Apesar de ser uma comparação exagerada, há um ponto comum que une cientistas do Brasil e usuários de drogas: a dificuldade. A falta de apoio e reconhecimento de gente anônima que se dedica à pesquisa faz parte da realidade cruel que a envolve. Também se encaixa aos dependentes de drogas pesadas, os quais muitos lutam para largar o vício ou não querem repetir o labirinto cheio de euforia, mas repleto de perigos e danos à saúde física e mental.

E vem justamente do Brasil, uma boa dose de esperança para aqueles que têm vontade de sair do círculo das drogas e não conseguem.

Pesquisadores da Universidade Federal de Minas Gerais (UFMG) desenvolvem desde 2015 uma vacina, cujo objetivo é o tratamento da dependência do crack e da cocaína.

O medicamento já possui nome e atende por Calixcoca. Seu estágio de testes passou por animais (ratos e primatas) e o próximo passo será dado rumo à aplicação em humanos.

Basicamente, a vacina desencadeia uma resposta do sistema imunológico para impedir a chegada da cocaína e do crack ao cérebro.

Sinal vermelho

Na prática, o Calixcoca bloquearia aquele estado de euforia, evitando a alteração emocional proporcionada pelas drogas.

O objetivo dos cientistas brasileiros é que a vacina colabore na quebra do ciclo do vício. Isso é possível porque o remédio promove a ação de anticorpos que se juntam às moléculas de cocaína e de crack ainda no sangue do dependente químico.

Sendo assim, haveria aumento de tamanho destas moléculas, obtida por essa junção.

Com esse tamanho anormal sofrido, a droga não atinge o sistema límbico do cérebro, o qual responde pela “felicidade ou recompensa” induzidos pelas drogas, pois são elas que, atingindo o sistema nervoso, estimulam altos picos de prazer, ou como se diz na gíria, uma “onda”.

Na fase de testes com animais, a Calixcoca apresentou boa eficácia, com produção significativa de anticorpos e poucos efeitos colaterais identificados.

Durante a experimentação com ratos, os pesquisadores descobriram que a vacina funciona também em fetos, o que pode indicar que bebês podem ser protegidos de suas mães grávidas e viciadas.

Próxima etapa

Antes de entrar em circulação comercial, os cientistas brasileiros precisam realizar os testes de eficácia da Calixcoca em humanos. Isso deverá acontecer em breve.

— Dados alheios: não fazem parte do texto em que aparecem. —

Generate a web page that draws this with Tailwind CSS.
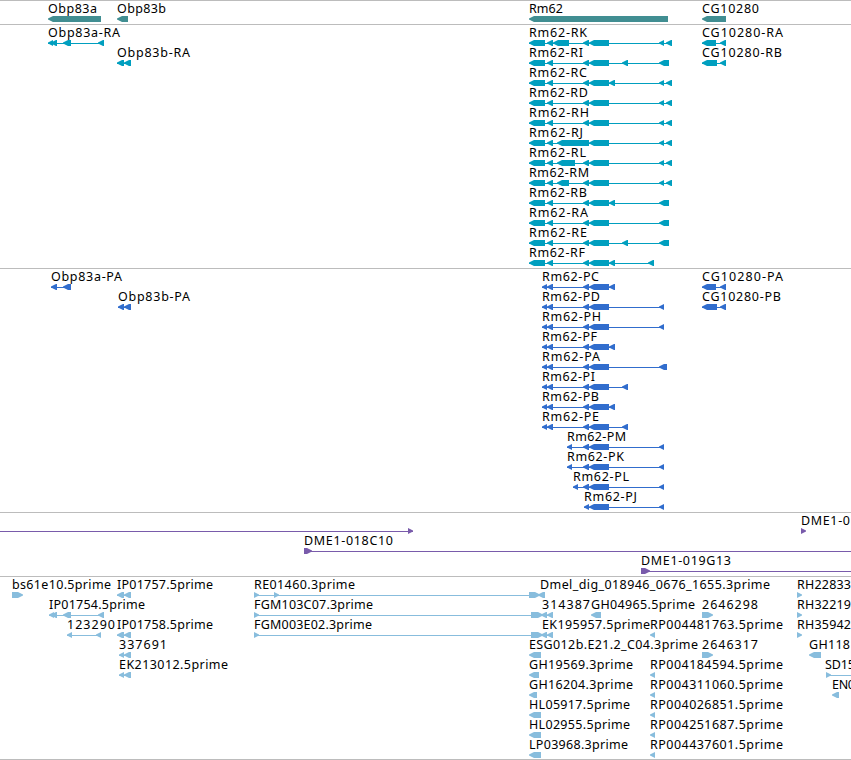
<!DOCTYPE html>
<html lang="en">
<head>
  <meta charset="UTF-8" />
  <meta name="viewport" content="width=device-width, initial-scale=1.0"/>
  <title>Genome Browser</title>
  <script src="https://cdn.jsdelivr.net/npm/@tailwindcss/browser@4"></script>
</head>
<body class="bg-white overflow-hidden">

  <main class="flex flex-col w-[851px] h-[760px] overflow-hidden border-b border-[#bcbcbc] font-['Noto_Sans','DejaVu_Sans',sans-serif] text-[12.5px] text-black">
    <!-- Genes -->
    <section class="h-6 shrink-0 border-t border-[#bcbcbc]">
      <svg id="genes" class="block w-full h-full fill-[#418e92]"></svg>
    </section>
    <!-- Transcripts -->
    <section class="h-[244px] shrink-0 border-t border-[#bcbcbc]">
      <svg id="transcripts" class="block w-full h-full fill-[#009fbf]"></svg>
    </section>
    <!-- Proteins -->
    <section class="h-[244px] shrink-0 border-t border-[#bcbcbc]">
      <svg id="proteins" class="block w-full h-full fill-[#316dcd]"></svg>
    </section>
    <!-- Clones -->
    <section class="h-16 shrink-0 border-t border-[#bcbcbc]">
      <svg id="clones" class="block w-full h-full fill-[#795bab]"></svg>
    </section>
    <!-- ESTs -->
    <section class="h-[183px] shrink-0 border-t border-[#bcbcbc]">
      <svg id="ests" class="block w-full h-full fill-[#88bddd]"></svg>
    </section>
  </main>

  <script>
    const NS = "http://www.w3.org/2000/svg";
    const ROW = 20;

    // feature: [row, label, label x, label width, blocks, strand]
    const head = [[529, 545], [547, 553]];
    const mid = [[583, 589], [589, 609]];
    const tail = [[659, 664], [666, 672]];
    const rm = (row, name, blocks, w = 58) => [row, "Rm62-" + name, 529, w, blocks, -1];
    const phead = [[542, 547], [547, 553]];
    const pm = (row, name, x, blocks, w = 57) => [row, "Rm62-" + name, x, w, blocks, -1];
    const rp = (row, num) => [row, `RP${num}.5prime`, 650, 133, [[650, 655]], -1];

    const tracks = {
      genes: [
        [0, "Obp83a", 48, 49, [[48, 101]], -1],
        [0, "Obp83b", 117, 49, [[117, 128]], -1],
        [0, "Rm62", 529, 34, [[529, 668]], -1],
        [0, "CG10280", 702, 57, [[702, 726]], -1],
      ],
      transcripts: [
        [0, "Obp83a-RA", 48, 72, [[48, 53], [51, 57], [63, 71], [98, 104]], -1],
        [1, "Obp83b-RA", 117, 73, [[117, 124], [124, 131]], -1],
        rm(0, "RK", [...head, [553, 569], ...mid, ...tail]),
        rm(1, "RI", [...head, ...mid, [622, 628], [659, 669]], 54),
        rm(2, "RC", [...head, ...mid, [609, 615], ...tail]),
        rm(3, "RD", [...head, ...mid, ...tail], 59),
        rm(4, "RH", [...head, ...mid, ...tail], 60),
        rm(5, "RJ", [...head, [557, 589], [589, 609], ...tail], 54),
        rm(6, "RL", [...head, [557, 575], ...mid, ...tail], 57),
        rm(7, "RM", [...head, [557, 569], ...mid, ...tail], 60),
        rm(8, "RB", [...head, ...mid, [609, 615], [659, 669]]),
        rm(9, "RA", [...head, ...mid, [659, 669]], 59),
        rm(10, "RE", [...head, ...mid, [622, 628], [659, 669]], 58),
        rm(11, "RF", [...head, ...mid, [609, 615], [648, 654]], 56),
        [0, "CG10280-RA", 702, 81, [[702, 716], [720, 726]], -1],
        [1, "CG10280-RB", 702, 80, [[702, 717], [720, 726]], -1],
      ],
      proteins: [
        [0, "Obp83a-PA", 51, 71, [[51, 57], [63, 71]], -1],
        [1, "Obp83b-PA", 118, 72, [[118, 124], [124, 131]], -1],
        pm(0, "PC", 542, [...phead, ...mid, [609, 615]]),
        pm(1, "PD", 542, [...phead, ...mid, [659, 664]], 58),
        pm(2, "PH", 542, [...phead, ...mid, [659, 664]], 59),
        pm(3, "PF", 542, [...phead, ...mid, [609, 615]], 55),
        pm(4, "PA", 542, [...phead, ...mid, [659, 667]], 58),
        pm(5, "PI", 542, [...phead, ...mid, [622, 628]], 53),
        pm(6, "PB", 542, [...phead, ...mid, [609, 615]]),
        pm(7, "PE", 542, [...phead, ...mid, [622, 628]]),
        pm(8, "PM", 567, [[567, 572], ...mid, [659, 664]], 59),
        pm(9, "PK", 567, [[567, 572], ...mid, [659, 664]]),
        pm(10, "PL", 573, [[573, 578], ...mid, [659, 664]], 56),
        pm(11, "PJ", 584, [[584, 589], [589, 609], [659, 664]], 53),
        [0, "CG10280-PA", 702, 81, [[702, 716], [720, 726]], -1],
        [1, "CG10280-PB", 702, 79, [[702, 717], [720, 726]], -1],
      ],
      clones: [
        [0, "", 0, 0, [[-10, 0], [408, 413]], 1],
        [1, "DME1-018C10", 304, 89, [[304, 312], [860, 870]], 1],
        [2, "DME1-019G13", 641, 90, [[641, 650], [860, 870]], 1],
        [0, "DME1-0", 801, 49, [[801, 806]], 1],
      ],
      ests: [
        [0, "bs61e10.5prime", 12, 99, [[12, 23]], 1],
        [1, "IP01754.5prime", 49, 96, [[49, 54], [51, 57], [63, 71], [98, 104]], -1],
        [2, "123290", 67, 48, [[67, 72], [96, 101]], -1],
        [0, "IP01757.5prime", 117, 96, [[117, 124], [124, 131]], -1],
        [2, "IP01758.5prime", 117, 96, [[117, 124], [124, 131]], -1],
        [3, "337691", 119, 48, [[119, 124], [124, 131]], -1],
        [4, "EK213012.5prime", 119, 109, [[119, 124], [124, 131]], -1],
        [0, "RE01460.3prime", 254, 101, [[254, 259], [274, 279], [529, 540]], 1],
        [1, "FGM103C07.3prime", 254, 119, [[254, 259], [531, 543]], 1],
        [2, "FGM003E02.3prime", 254, 118, [[254, 259], [531, 543]], 1],
        [0, "Dmel_dig_018946_0676_1655.3prime", 540, 230, [[538, 545]], -1],
        [1, "314387", 542, 48, [[541, 547], [547, 553]], -1],
        [1, "GH04965.5prime", 591, 104, [[591, 601]], -1],
        [1, "2646298", 702, 56, [[702, 713]], 1],
        [2, "EK195957.5prime", 542, 108, [[541, 547], [547, 553]], -1],
        [3, "ESG012b.E21.2_C04.3prime", 529, 169, [[529, 541]], -1],
        [3, "2646317", 702, 56, [[702, 713]], 1],
        [4, "GH19569.3prime", 529, 104, [[529, 539]], -1],
        [5, "GH16204.3prime", 529, 104, [[529, 537]], -1],
        [6, "HL05917.5prime", 529, 101, [[529, 541]], -1],
        [7, "HL02955.5prime", 529, 101, [[529, 541]], -1],
        [8, "LP03968.3prime", 529, 99, [[529, 541]], -1],
        rp(2, "004481763"),
        rp(4, "004184594"),
        rp(5, "004311060"),
        rp(6, "004026851"),
        rp(7, "004251687"),
        rp(8, "004437601"),
        [0, "RH22833", 797, 54, [[797, 802]], 1],
        [1, "RH32219", 797, 54, [[797, 802]], 1],
        [2, "RH35942", 797, 54, [[797, 802]], 1],
        [3, "GH118", 809, 41, [[809, 821]], -1],
        [4, "SD15", 825, 30, [[826, 831], [860, 866]], 1],
        [5, "EN0", 832, 23, [[832, 839]], -1],
      ],
    };

    function add(parent, tag, attrs) {
      const el = document.createElementNS(NS, tag);
      for (const k in attrs) el.setAttribute(k, attrs[k]);
      parent.appendChild(el);
      return el;
    }

    // block with its tip on the strand side
    function arrow(a, b, y, strand) {
      const t = Math.min(5, b - a);
      return strand < 0
        ? `${a},${y + 2.5} ${a + t},${y} ${b},${y} ${b},${y + 6} ${a + t},${y + 6} ${a},${y + 3.5}`
        : `${b},${y + 2.5} ${b - t},${y} ${a},${y} ${a},${y + 6} ${b - t},${y + 6} ${b},${y + 3.5}`;
    }

    for (const id in tracks) {
      const svg = document.getElementById(id);
      for (const [row, label, x, w, blocks, strand] of tracks[id]) {
        const y = row * ROW;
        const start = blocks[0][0];
        const end = blocks[blocks.length - 1][1];
        if (blocks.length > 1) {
          add(svg, "rect", { x: start, y: y + 18, width: end - start, height: 1 });
        }
        blocks.forEach(([a, b]) => add(svg, "polygon", { points: arrow(a, b, y + 15, strand) }));
        if (label) {
          const text = add(svg, "text", { x, y: y + 12, textLength: w, class: "fill-black" });
          text.textContent = label;
        }
      }
    }
  </script>
</body>
</html>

Seus componentes são desenvolvidos em laboratório, o que ajuda no barateamento dos custos de produção. Não é preciso guardar a vacina dentro da geladeira ou em temperaturas frias.

Mas, um alerta é feito pelos estudiosos: a vacina da Calixcoca não será a solução para todos os casos. Não existe uma definição de qual grupo será beneficiado pela novidade, já que são necessários mais ensaios clínicos para as adequadas recomendações.

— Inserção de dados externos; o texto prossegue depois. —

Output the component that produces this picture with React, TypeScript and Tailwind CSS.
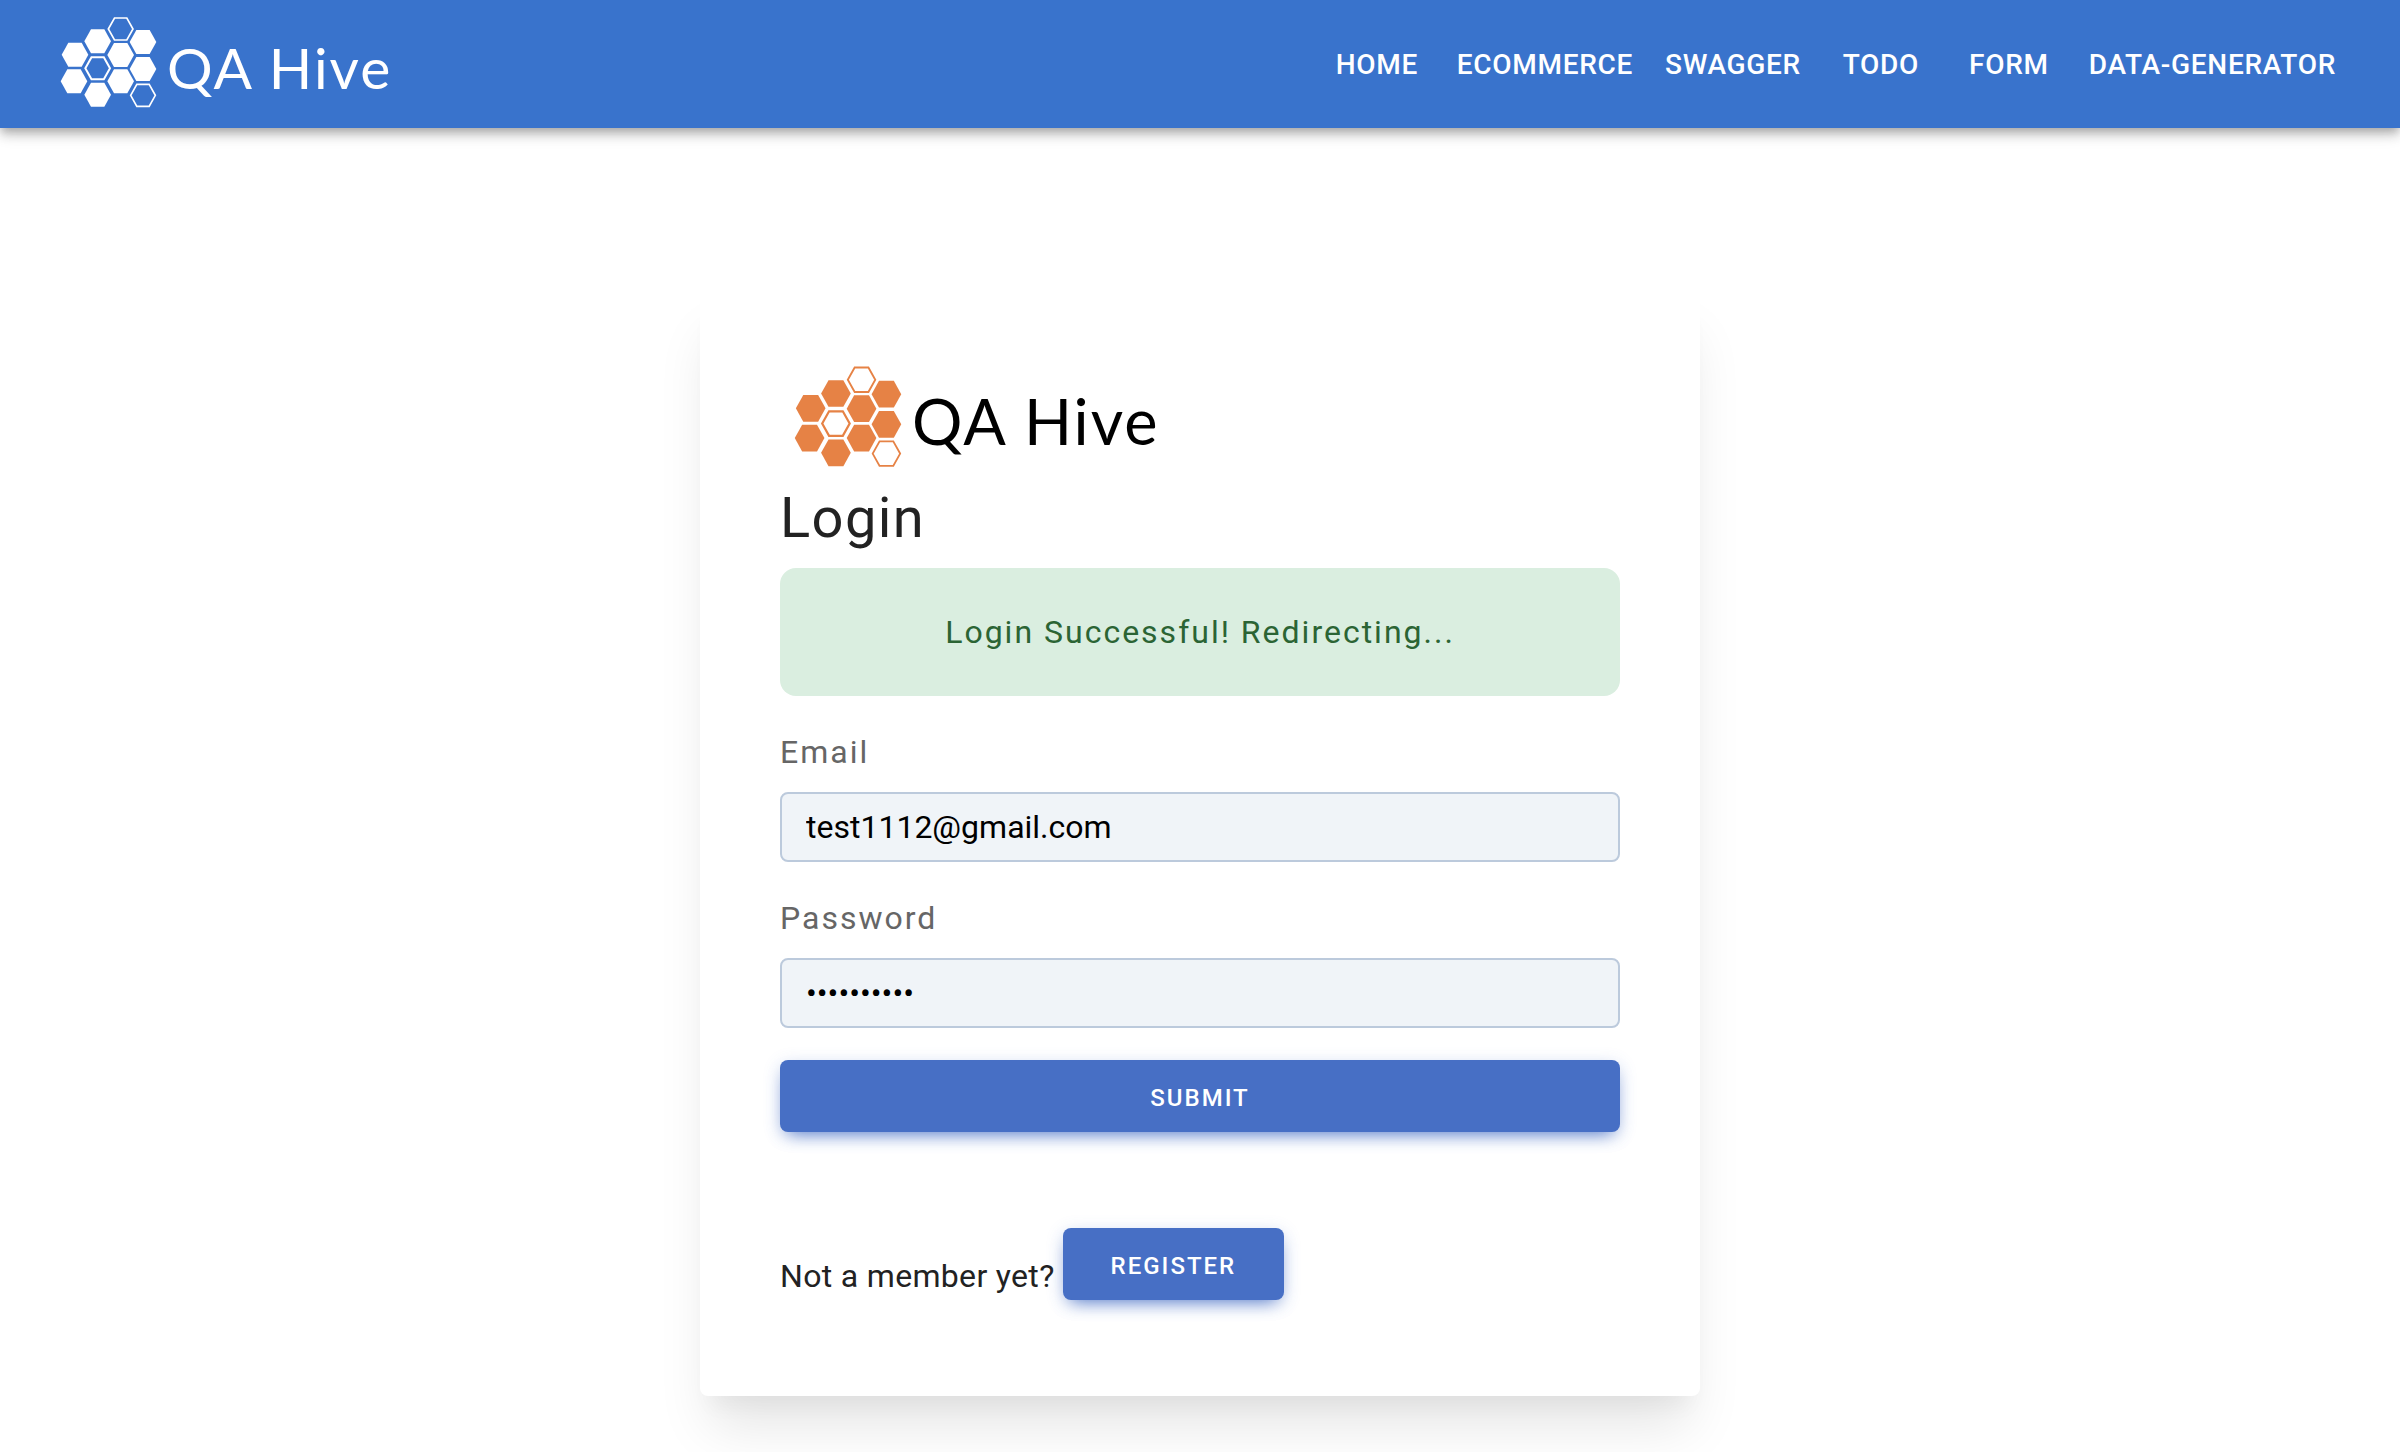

Em tese, a expectativa é que o remédio seja direcionado àqueles que estão em fase de recuperação, mas separados da necessidade de se drogar e desejam persistir assim.

Palco internacional

As boas notícias não param por aí: os cientistas da UFMG ganharam o Prêmio Euro Inovação em Saúde, promovido e organizado pela multinacional farmacêutica Eurofarma. O valor total corresponde a 500 mil euros (aproximadamente R$ 2,6 milhões).

Os contemplados já decidiram para onde destinarão o dinheiro: na continuação e desenvolvimento do projeto da Calixcoca. Antes disso, o apoio para fazer os trabalhos vinha de verbas federais e estadual, além de algumas emendas parlamentares.

Coordenador da pesquisa e professor, Frederico Garcia agradeceu o reforço de caixa, bem como à sociedade pela ajuda na campanha. Ele disse que “desenvolver Ciência na América Latina não é fácil. A UFMG é hoje uma universidade que está fazendo a diferença.

Só temos a agradecer o apoio de nossa reitora e do nosso pró-reitor de Pesquisa.” Eles seriam Sandra Regina Goulart Almeida e Fernando Reis, respectivamente.

Em seu discurso, Frederico reafirmou o compromisso com as vítimas do vício em drogas: “sabemos como é difícil ter uma pessoa dependente em casa (...) e como é ainda mais difícil para uma gestante dependente proteger seu feto e lidar com a dor da abstinência. Temos a missão de cuidar dessas questões.”